GIVEN MATERIAL:
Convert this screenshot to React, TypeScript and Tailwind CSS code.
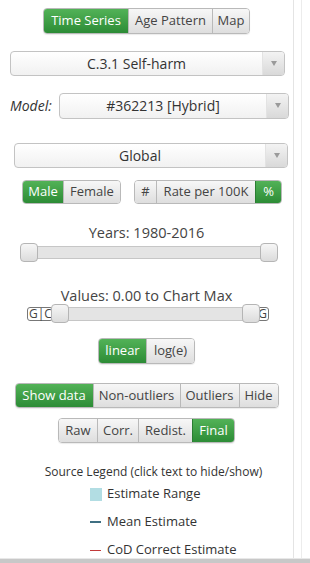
import type { ReactNode } from 'react'

const GREEN = 'bg-gradient-to-b from-[#52b257] to-[#2c8c36] text-white border-[#2a7d32]'
const GRAY = 'bg-gradient-to-b from-[#f7f7f7] to-[#dedede] text-[#444] border-[#b9b9b9]'

type Seg = { label: string; on?: boolean; w: number }

function Group({ items, h = 24 }: { items: Seg[]; h?: number }) {
  return (
    <div className="flex justify-center">
      <div className="flex rounded-[4px] overflow-hidden border border-[#b9b9b9] shadow-[0_1px_1px_rgba(0,0,0,0.08)]">
        {items.map((it, i) => (
          <div
            key={it.label}
            style={{ width: it.w, height: h }}
            className={`flex items-center justify-center text-[13px] ${it.on ? GREEN : GRAY} ${i > 0 ? 'border-l' : ''}`}
          >
            {it.label}
          </div>
        ))}
      </div>
    </div>
  )
}

function Select({ children, className }: { children: ReactNode; className: string }) {
  return (
    <div className={`flex rounded-[4px] border border-[#c3c3c3] overflow-hidden bg-gradient-to-b from-white to-[#f1f1f1] ${className}`}>
      <div className="flex-1 flex items-center justify-center text-[14px] text-[#333]">{children}</div>
      <div className="w-[22px] flex items-center justify-center bg-gradient-to-b from-[#f3f3f3] to-[#d9d9d9] border-l border-[#e3e3e3]">
        <span className="block w-0 h-0 border-l-[3px] border-r-[3px] border-t-[5px] border-l-transparent border-r-transparent border-t-[#9a9a9a]" />
      </div>
    </div>
  )
}

function Handle({ className }: { className: string }) {
  return (
    <div className={`absolute w-[18px] h-[19px] rounded-[4px] border border-[#b5b5b5] bg-gradient-to-b from-[#f6f6f6] to-[#dcdcdc] ${className}`} />
  )
}

export default function App() {
  return (
    <div className="relative w-[310px] h-[563px] bg-white overflow-hidden" style={{ fontFamily: '"Open Sans", "Liberation Sans", sans-serif' }}>
      <div className="w-[294px] h-[558px] border-r border-[#e4e4e4] flex flex-col">
        <div className="mt-[8px]">
          <Group items={[{ label: 'Time Series', on: true, w: 84 }, { label: 'Age Pattern', w: 84 }, { label: 'Map', w: 37 }]} />
        </div>

        <Select className="mt-[17px] ml-[10px] w-[275px] h-[26px]">C.3.1 Self-harm</Select>

        <div className="mt-[17px] flex items-center">
          <span className="ml-[10px] w-[49px] italic text-[14px] text-[#333]">Model:</span>
          <Select className="w-[230px] h-[26px]">#362213 [Hybrid]</Select>
        </div>

        <Select className="mt-[24px] ml-[14px] w-[274px] h-[26px]">Global</Select>

        <div className="mt-[12px] flex items-center">
          <div className="ml-[22px] flex rounded-[4px] overflow-hidden border border-[#b9b9b9]">
            <div className={`w-[40px] h-[22px] flex items-center justify-center text-[13px] ${GREEN}`}>Male</div>
            <div className={`w-[57px] h-[22px] flex items-center justify-center text-[13px] border-l ${GRAY}`}>Female</div>
          </div>
          <div className="ml-[13px] flex rounded-[4px] overflow-hidden border border-[#b9b9b9]">
            <div className={`w-[21px] h-[22px] flex items-center justify-center text-[13px] ${GRAY}`}>#</div>
            <div className={`w-[99px] h-[22px] flex items-center justify-center text-[13px] border-l ${GRAY}`}>Rate per 100K</div>
            <div className={`w-[26px] h-[22px] flex items-center justify-center text-[13px] border-l ${GREEN}`}>%</div>
          </div>
        </div>

        <div className="mt-[20px] text-center text-[14.5px] leading-[18px] text-[#444]">Years: 1980-2016</div>
        <div className="relative mt-[1px] ml-[20px] w-[258px] h-[19px]">
          <div className="absolute left-[2px] right-[2px] top-[3px] h-[13px] bg-[#e4e4e4] border border-[#c6c6c6] rounded-[3px]" />
          <Handle className="left-0 top-0" />
          <Handle className="right-0 top-0" />
        </div>

        <div className="mt-[26px] text-center text-[14.5px] leading-[18px] text-[#444]">Values: 0.00 to Chart Max</div>
        <div className="relative mt-[-1px] ml-[27px] w-[242px] h-[19px]">
          <div className="absolute left-0 top-[3px] w-[26px] h-[14px] pl-[1px] flex items-center border border-[#777] rounded-[3px] text-[12px] leading-[12px] text-[#444] bg-white">G|C</div>
          <div className="absolute right-0 top-[3px] w-[18px] h-[14px] flex items-center justify-end pr-[1px] border border-[#777] rounded-[3px] text-[12px] leading-[12px] text-[#444] bg-white">G</div>
          <div className="absolute left-[26px] right-[16px] top-[3px] h-[14px] bg-[#e4e4e4] border border-[#c6c6c6]" />
          <Handle className="left-[24px] top-0" />
          <Handle className="left-[215px] top-0" />
        </div>

        <div className="mt-[16px]">
          <Group items={[{ label: 'linear', on: true, w: 47 }, { label: 'log(e)', w: 48 }]} />
        </div>

        <div className="mt-[19px]">
          <Group h={23} items={[{ label: 'Show data', on: true, w: 77 }, { label: 'Non-outliers', w: 87 }, { label: 'Outliers', w: 59 }, { label: 'Hide', w: 39 }]} />
        </div>

        <div className="mt-[10px]">
          <Group h={23} items={[{ label: 'Raw', w: 38 }, { label: 'Corr.', w: 41 }, { label: 'Redist.', w: 54 }, { label: 'Final', on: true, w: 42 }]} />
        </div>

        <div className="mt-[21px] text-center text-[12px] leading-[15px] text-[#333] pl-[14px]">Source Legend (click text to hide/show)</div>

        <div className="ml-[90px] mt-[7px] flex items-center h-[16px] text-[13px] text-[#333]">
          <span className="w-[12px] h-[13px] bg-[#b2dde3] mr-[5px]" />
          Estimate Range
        </div>
        <div className="ml-[90px] mt-[12px] flex items-center h-[16px] text-[13px] text-[#333]">
          <span className="w-[11px] h-[2px] bg-[#3f6f82] mr-[6px]" />
          Mean Estimate
        </div>
        <div className="ml-[90px] mt-[12px] flex items-center h-[16px] text-[13px] text-[#333]">
          <span className="w-[11px] h-[1px] bg-[#c23a3a] mr-[6px]" />
          CoD Correct Estimate
        </div>
      </div>
      <div className="absolute left-[301px] top-0 h-[558px] w-px bg-[#ececec]" />
      <div className="absolute left-0 bottom-0 w-full h-[5px] bg-[#c8c8c8] border-t border-[#e8e8e8]" />
    </div>
  )
}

AIM OF THE EXERCISE: In your copy, leave out the pictures and reproduce the material above exactly.

THE OUTPUT:
Convert this screenshot to React, TypeScript and Tailwind CSS code.
import type { ReactNode } from 'react'

const GREEN = 'bg-gradient-to-b from-[#52b257] to-[#2c8c36] text-white border-[#2a7d32]'
const GRAY = 'bg-gradient-to-b from-[#f7f7f7] to-[#dedede] text-[#444] border-[#b9b9b9]'

type Seg = { label: string; on?: boolean; w: number }

function Group({ items, h = 24 }: { items: Seg[]; h?: number }) {
  return (
    <div className="flex justify-center">
      <div className="flex rounded-[4px] overflow-hidden border border-[#b9b9b9] shadow-[0_1px_1px_rgba(0,0,0,0.08)]">
        {items.map((it, i) => (
          <div
            key={it.label}
            style={{ width: it.w, height: h }}
            className={`flex items-center justify-center text-[13px] ${it.on ? GREEN : GRAY} ${i > 0 ? 'border-l' : ''}`}
          >
            {it.label}
          </div>
        ))}
      </div>
    </div>
  )
}

function Select({ children, className }: { children: ReactNode; className: string }) {
  return (
    <div className={`flex rounded-[4px] border border-[#c3c3c3] overflow-hidden bg-gradient-to-b from-white to-[#f1f1f1] ${className}`}>
      <div className="flex-1 flex items-center justify-center text-[14px] text-[#333]">{children}</div>
      <div className="w-[22px] flex items-center justify-center bg-gradient-to-b from-[#f3f3f3] to-[#d9d9d9] border-l border-[#e3e3e3]">
        <span className="block w-0 h-0 border-l-[3px] border-r-[3px] border-t-[5px] border-l-transparent border-r-transparent border-t-[#9a9a9a]" />
      </div>
    </div>
  )
}

function Handle({ className }: { className: string }) {
  return (
    <div className={`absolute w-[18px] h-[19px] rounded-[4px] border border-[#b5b5b5] bg-gradient-to-b from-[#f6f6f6] to-[#dcdcdc] ${className}`} />
  )
}

export default function App() {
  return (
    <div className="relative w-[310px] h-[563px] bg-white overflow-hidden" style={{ fontFamily: '"Open Sans", "Liberation Sans", sans-serif' }}>
      <div className="w-[294px] h-[558px] border-r border-[#e4e4e4] flex flex-col">
        <div className="mt-[8px]">
          <Group items={[{ label: 'Time Series', on: true, w: 84 }, { label: 'Age Pattern', w: 84 }, { label: 'Map', w: 37 }]} />
        </div>

        <Select className="mt-[17px] ml-[10px] w-[275px] h-[26px]">C.3.1 Self-harm</Select>

        <div className="mt-[17px] flex items-center">
          <span className="ml-[10px] w-[49px] italic text-[14px] text-[#333]">Model:</span>
          <Select className="w-[230px] h-[26px]">#362213 [Hybrid]</Select>
        </div>

        <Select className="mt-[24px] ml-[14px] w-[274px] h-[26px]">Global</Select>

        <div className="mt-[12px] flex items-center">
          <div className="ml-[22px] flex rounded-[4px] overflow-hidden border border-[#b9b9b9]">
            <div className={`w-[40px] h-[22px] flex items-center justify-center text-[13px] ${GREEN}`}>Male</div>
            <div className={`w-[57px] h-[22px] flex items-center justify-center text-[13px] border-l ${GRAY}`}>Female</div>
          </div>
          <div className="ml-[13px] flex rounded-[4px] overflow-hidden border border-[#b9b9b9]">
            <div className={`w-[21px] h-[22px] flex items-center justify-center text-[13px] ${GRAY}`}>#</div>
            <div className={`w-[99px] h-[22px] flex items-center justify-center text-[13px] border-l ${GRAY}`}>Rate per 100K</div>
            <div className={`w-[26px] h-[22px] flex items-center justify-center text-[13px] border-l ${GREEN}`}>%</div>
          </div>
        </div>

        <div className="mt-[20px] text-center text-[14.5px] leading-[18px] text-[#444]">Years: 1980-2016</div>
        <div className="relative mt-[1px] ml-[20px] w-[258px] h-[19px]">
          <div className="absolute left-[2px] right-[2px] top-[3px] h-[13px] bg-[#e4e4e4] border border-[#c6c6c6] rounded-[3px]" />
          <Handle className="left-0 top-0" />
          <Handle className="right-0 top-0" />
        </div>

        <div className="mt-[26px] text-center text-[14.5px] leading-[18px] text-[#444]">Values: 0.00 to Chart Max</div>
        <div className="relative mt-[-1px] ml-[27px] w-[242px] h-[19px]">
          <div className="absolute left-0 top-[3px] w-[26px] h-[14px] pl-[1px] flex items-center border border-[#777] rounded-[3px] text-[12px] leading-[12px] text-[#444] bg-white">G|C</div>
          <div className="absolute right-0 top-[3px] w-[18px] h-[14px] flex items-center justify-end pr-[1px] border border-[#777] rounded-[3px] text-[12px] leading-[12px] text-[#444] bg-white">G</div>
          <div className="absolute left-[26px] right-[16px] top-[3px] h-[14px] bg-[#e4e4e4] border border-[#c6c6c6]" />
          <Handle className="left-[24px] top-0" />
          <Handle className="left-[215px] top-0" />
        </div>

        <div className="mt-[16px]">
          <Group items={[{ label: 'linear', on: true, w: 47 }, { label: 'log(e)', w: 48 }]} />
        </div>

        <div className="mt-[19px]">
          <Group h={23} items={[{ label: 'Show data', on: true, w: 77 }, { label: 'Non-outliers', w: 87 }, { label: 'Outliers', w: 59 }, { label: 'Hide', w: 39 }]} />
        </div>

        <div className="mt-[10px]">
          <Group h={23} items={[{ label: 'Raw', w: 38 }, { label: 'Corr.', w: 41 }, { label: 'Redist.', w: 54 }, { label: 'Final', on: true, w: 42 }]} />
        </div>

        <div className="mt-[21px] text-center text-[12px] leading-[15px] text-[#333] pl-[14px]">Source Legend (click text to hide/show)</div>

        <div className="ml-[90px] mt-[7px] flex items-center h-[16px] text-[13px] text-[#333]">
          <span className="w-[12px] h-[13px] bg-[#b2dde3] mr-[5px]" />
          Estimate Range
        </div>
        <div className="ml-[90px] mt-[12px] flex items-center h-[16px] text-[13px] text-[#333]">
          <span className="w-[11px] h-[2px] bg-[#3f6f82] mr-[6px]" />
          Mean Estimate
        </div>
        <div className="ml-[90px] mt-[12px] flex items-center h-[16px] text-[13px] text-[#333]">
          <span className="w-[11px] h-[1px] bg-[#c23a3a] mr-[6px]" />
          CoD Correct Estimate
        </div>
      </div>
      <div className="absolute left-[301px] top-0 h-[558px] w-px bg-[#ececec]" />
      <div className="absolute left-0 bottom-0 w-full h-[5px] bg-[#c8c8c8] border-t border-[#e8e8e8]" />
    </div>
  )
}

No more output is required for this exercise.